Blessing is Beyond Our Imagination

And the blessing that comes is me’ah she’arim, 100 fold beyond our expectations, our calculations.  We are often like Yaakov – all we can see is the heel in front of us.  We don’t even know what is possible; we are closed to the existence of things beyond our imagination, beyond our analysis, beyond our tightly controlled manipulations.  But when we can open – wow –  me’ah shearim, 100 fold.  It’s like an explosion of color and bounty, a different plane of the possible.  Now the field you look at, where you sprinkled your seeds –  it turns out they were magical seeds, pieces of your own magical self, and they have sprouted into colorful, brilliant, sparkling blossoms all across the field.  Can you sense the possibility of that explosion in you, 100 fold compared to your expectations, compared to your limited human vision, beyond what you thought is possible, more light and color than you thought you had inside you?  When we let go of control, we open to this type of brachah, to the brachah we could not have imagined or anticipated.  We open to the divine flow.  

Gateways to Heaven

She’arim means gates, and in some way, this blessing is indeed one of gates, a new opening inside us.  We become like a huge flower with petals that open up completely to the shining sun, to heaven above, to God’s ever flowing blessing.. 

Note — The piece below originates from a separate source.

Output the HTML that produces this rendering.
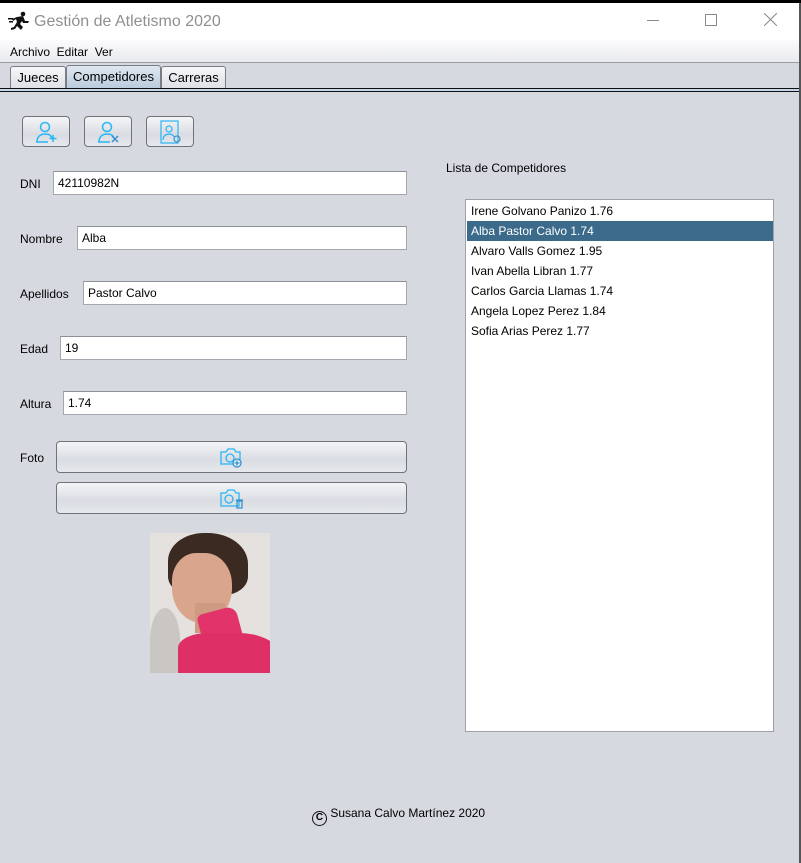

As Yaakov will exclaim after the ladder dream in next week’s parsha: zeh sha’ar hashamayim.  This is the gate, the sha’ar, to heaven (28:17).  When we let go of holding tight to control things, we make a discovery: this place I am in is already a gateway to heaven.  Every place I am in is a gateway to heaven.  The famine, the conflict, the strife at home, the beauty of the night sky, the song of a bird and the melancholy that arises in the evening, all entry points, a thousand portals to heaven all around us.  Bashanah hahi, ba’aretz hahi, it was in that difficult year, in that difficult place, that Yitzhak found gateways to heaven and blessing.  We can find those right here now, in our own difficult moments.  

We couldn’t see these gateways before because we had our heads down to grab on to the heel in front of us, our vision narrowed by anxiety, control and mistrust.  But now we look up, we look around, and we see portals everywhere, everything and everyone a portal to divine flow and connection, to life energy, to the eternal and the miraculous. Maybe looking around the field right now, you can see all those gateways, the plants and people and even the problems all around you, all me’ah she’arim, 100 gateways to heaven.    Malah ha’aretz kinyanekha.  The world is filled with ways to access You, God (based on a Hasidic interpretation of this phrase from our morning prayers).  

A Joint Field of Blessing

We are all in this field together, each of us opening our clenched fists and sprinkling our precious divine seeds in this joint field with trust and patience, watching the sparkling flowers that emerge 100 times more splendid than we could ever imagine, sensing the endless portals to the divine in one another, opening our hearts to each other in this giant brilliant field that we plant and sow and reap together with both tears and joy.  

As we return to the conflict ridden outside world from this place of peace and blessing, we can stand like Yitzhak in the evening field, strengthening ourselves from all the bounty and returning with a sense that our own center is always in this field.